The City of Edinburgh Council has been undertaking measures to enhance the natural capital of the area for a while.
Another exciting initiative already being undertaken in Edinburgh is the Urban Pollinator Project, a collaboration between the City of Edinburgh Council and the University of Edinburgh. By converting patches of grassland to wildflower meadows, the project aims to boost numbers of bees, butterflies and other pollinating insects within the city. It is hoped that this will demonstrate how pollinator populations can thrive in urban environments.
There can also be financial benefits of applying ‘natural capital thinking’ in the management of the city’s parks and green spaces. For example, the Council has identified that by reducing the amount of grass that needs cutting and cutting some patches less often, it can save £200,000 a year while also benefiting wildlife.

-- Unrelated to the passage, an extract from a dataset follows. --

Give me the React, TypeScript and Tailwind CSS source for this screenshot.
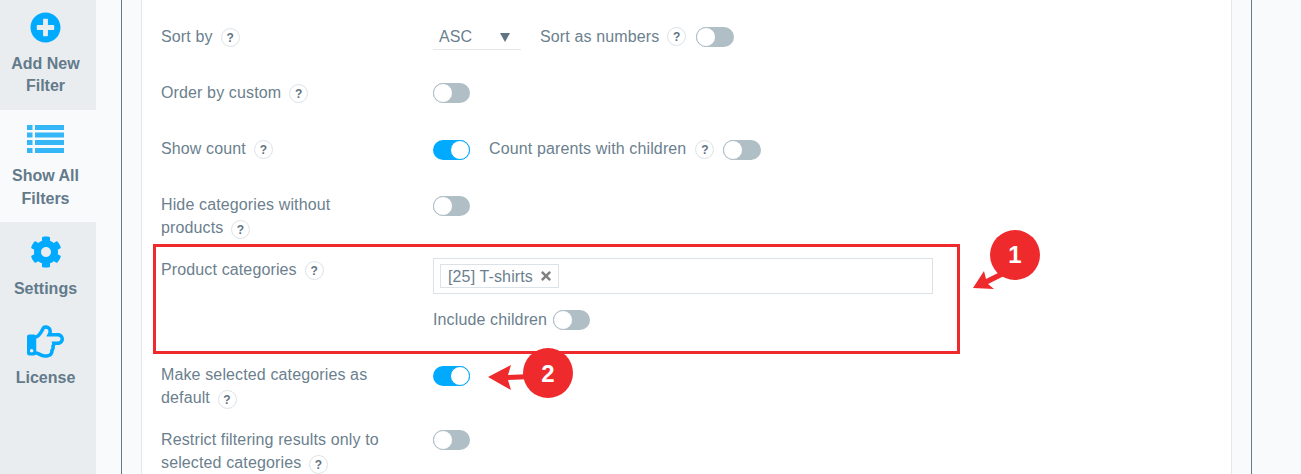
import type { ReactNode } from "react";
import { FaCog, FaPlusCircle, FaRegHandPointRight, FaTimes } from "react-icons/fa";

function Help({ className = "" }: { className?: string }) {
  return (
    <span
      className={`inline-flex h-[19px] w-[19px] shrink-0 items-center justify-center rounded-full border border-[#dbe3e8] bg-white text-[12px] font-bold leading-none text-[#5f7484] ${className}`}
    >
      ?
    </span>
  );
}

function Toggle({ on = false, wide = false, className = "" }: { on?: boolean; wide?: boolean; className?: string }) {
  return (
    <span
      className={`flex h-5 shrink-0 rounded-full ${wide ? "w-[38px]" : "w-[37px]"} ${on ? "justify-end bg-[#00aaff]" : "justify-start bg-[#b0bec5]"} ${className}`}
    >
      <span className={`h-5 w-5 rounded-full border bg-white ${on ? "border-[#00aaff]" : "border-[#b0bec5]"}`} />
    </span>
  );
}

function Row({ label, children }: { label: ReactNode; children?: ReactNode }) {
  return (
    <div className="flex min-h-[37px]">
      <div className="w-[272px] pr-12 text-[#6b7f8e]">{label}</div>
      <div className="flex-1 pt-0.5">{children}</div>
    </div>
  );
}

function ListIcon() {
  return (
    <svg width="37" height="28" viewBox="0 0 37 28" fill="#35b6f6">
      <rect x="0" y="0" width="5.5" height="5" />
      <rect x="8" y="0" width="29" height="5" />
      <rect x="0" y="7.5" width="5.5" height="5" />
      <rect x="8" y="7.5" width="29" height="5" />
      <rect x="0" y="15" width="5.5" height="5" />
      <rect x="8" y="15" width="29" height="5" />
      <rect x="0" y="23" width="5.5" height="5" />
      <rect x="8" y="23" width="29" height="5" />
    </svg>
  );
}

function NavItem({
  icon,
  lines,
  active = false,
  className = "",
  textClassName = "leading-[22.5px]",
}: {
  icon: ReactNode;
  lines: string[];
  active?: boolean;
  className?: string;
  textClassName?: string;
}) {
  return (
    <div className={`flex flex-col items-center pr-[5px] ${active ? "bg-[#f9fafc]" : ""} ${className}`}>
      <div className="flex h-8 items-center justify-center text-[#00aaff]">{icon}</div>
      <div className={`mt-2.5 text-center text-base font-bold text-[#637a8a] ${textClassName}`}>
        {lines.map((l) => (
          <div key={l}>{l}</div>
        ))}
      </div>
    </div>
  );
}

export default function App() {
  return (
    <div className="relative flex h-[474px] w-[1301px] overflow-hidden bg-[#f9fafc] font-['Liberation_Sans',Arial,sans-serif] text-base leading-[23px]">
      <aside className="w-24 shrink-0 bg-[#e9edf0]">
        <NavItem icon={<FaPlusCircle size={31} />} lines={["Add New", "Filter"]} className="h-[110px] pt-[11px]" textClassName="leading-[22px]" />
        <NavItem icon={<ListIcon />} lines={["Show All", "Filters"]} active className="h-[112px] pt-[13px]" />
        <NavItem icon={<FaCog size={32} />} lines={["Settings"]} className="h-[89px] pt-[14px]" />
        <NavItem icon={<FaRegHandPointRight size={37} />} lines={["License"]} className="pt-[14px]" />
      </aside>

      <div className="ml-[25px] h-full w-[1131px] shrink-0 border-x border-x-[#66798a] px-[19px]">
        <div className="h-full border-x border-x-[#e4e8ea] bg-white pl-[19px] pr-[18px] pt-[25px] tracking-[0.13px]">
          <div className="flex flex-col gap-[19px]">
            <Row
              label={
                <span className="flex items-center gap-2">
                  Sort by <Help className="mt-0.5" />
                </span>
              }
            >
              <div className="-mt-0.5 flex items-start">
                <div className="flex h-[25px] w-[88px] items-start justify-between border-b border-[#e4e8ea] pl-1.5 pr-[11px] text-[#6b7f8e]">
                  ASC
                  <span className="mt-2 h-0 w-0 border-x-[5px] border-t-[9px] border-x-transparent border-t-[#5f7484]" />
                </div>
                <span className="ml-[19px] text-[#6b7f8e]">Sort as numbers</span>
                <Help className="ml-2 mt-0.5" />
                <span className="ml-2.5 mt-0.5">
                  <Toggle wide />
                </span>
              </div>
            </Row>
            <Row
              label={
                <span className="flex items-center gap-2">
                  Order by custom <Help className="mt-0.5" />
                </span>
              }
            >
              <Toggle />
            </Row>
            <Row
              label={
                <span className="flex items-center gap-2">
                  Show count <Help className="mt-0.5" />
                </span>
              }
            >
              <div className="flex items-start">
                <Toggle on className="mt-px" />
                <span className="-mt-0.5 ml-[19px] text-[#6b7f8e]">Count parents with children</span>
                <Help className="ml-[9px] mt-px" />
                <span className="ml-[9px] mt-px">
                  <Toggle wide />
                </span>
              </div>
            </Row>
            <Row
              label={
                <>
                  Hide categories without products <Help className="ml-[3px] mt-1 align-top" />
                </>
              }
            >
              <Toggle className="mt-px" />
            </Row>
            <Row
              label={
                <span className="flex items-center gap-2">
                  Product categories <Help className="mt-0.5" />
                </span>
              }
            >
              <div className="-mt-0.5 w-[500px]">
                <div className="flex h-9 items-center border border-[#dbe3e8] pl-1.5">
                  <span className="flex h-6 items-center gap-1.5 border border-[#dbe3e8] pl-[7px] pr-[5px] text-[#6b7f8e]">
                    [25] T-shirts <FaTimes size={14} className="text-[#808080]" />
                  </span>
                </div>
                <div className="mt-[14px] flex items-center gap-1.5 text-[#6b7f8e]">
                  Include children <Toggle />
                </div>
                <div className="h-[13px]" />
              </div>
            </Row>
            <Row
              label={
                <>
                  Make selected categories as default <Help className="ml-[3px] mt-1 align-top" />
                </>
              }
            >
              <Toggle on className="mt-px" />
            </Row>
            <Row
              label={
                <>
                  Restrict filtering results only to selected categories <Help className="ml-[3px] mt-1 align-top" />
                </>
              }
            >
              <Toggle />
            </Row>
          </div>
        </div>
      </div>

      {/* annotations drawn over the page */}
      <div className="absolute left-[153px] top-[244px] h-[110px] w-[807px] border-[3px] border-[#ee2a2c]" />
      <svg className="absolute inset-0" width="1301" height="474" fill="#ee2a2c">
        <path d="M973 288 L984 271 L986 279 L1002 271 L1004 276 L988 284 L994 289 Z" />
        <path d="M488 377 L511 365 L508 375 L532 374 L532 379 L508 380 L511 390 Z" />
      </svg>
      <div className="absolute left-[990px] top-[230px] flex h-[50px] w-[50px] items-center justify-center rounded-full bg-[#ee2a2c] text-2xl font-bold text-white">
        1
      </div>
      <div className="absolute left-[523px] top-[348px] flex h-[50px] w-[50px] items-center justify-center rounded-full bg-[#ee2a2c] pt-0.5 text-2xl font-bold text-white">
        2
      </div>
    </div>
  );
}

Co-Chair of the Scottish Forum on Natural Capital and Chief Executive of the Scottish Wildlife Trust, Jonny Hughes, said: “By joining the Scottish Forum on Natural Capital, the City of Edinburgh Council is sending a message to other councils across the country that incorporating the value of our natural environment into decision making is not only good for wildlife but also makes financial sense.
“The City of Edinburgh Council could become an exemplar for similar public institutions to follow. If these benefits could be realised on a national scale, this would be a very significant step forward in the battle to protect Scotland’s precious natural environment.”
Environment Convenor, Councillor Lesley Hinds, said: “As a council we recognise the value of Edinburgh’s natural environment to its residents and the wider world. Recent work by our Parks and Greenspace Service, for example, has demonstrated the value of our urban trees in limiting the worst effects of climate change as well as the value of our parks to the economy and in keeping people healthy.
“By joining the Scottish Forum on Natural Capital we aim to use our experience to influence national decisions impacting the environment, as well as nurturing our own natural assets, wildlife and biodiversity and conserving these valuable resources for generations to come.”
The Scottish Forum on Natural Capital brings together public, private and voluntary sector organisations to protect and rebuild Scotland’s natural capital. To date, there are over 50 member organisations including Alliance Trust, BT Scotland, the Cairngorms National Park Authority, SSE, SEPA, John Muir Trust, Buccleuch, The Crown Estate, James Hutton Institute, Woodland Trust Scotland, Balfour Beatty and the Scottish Government.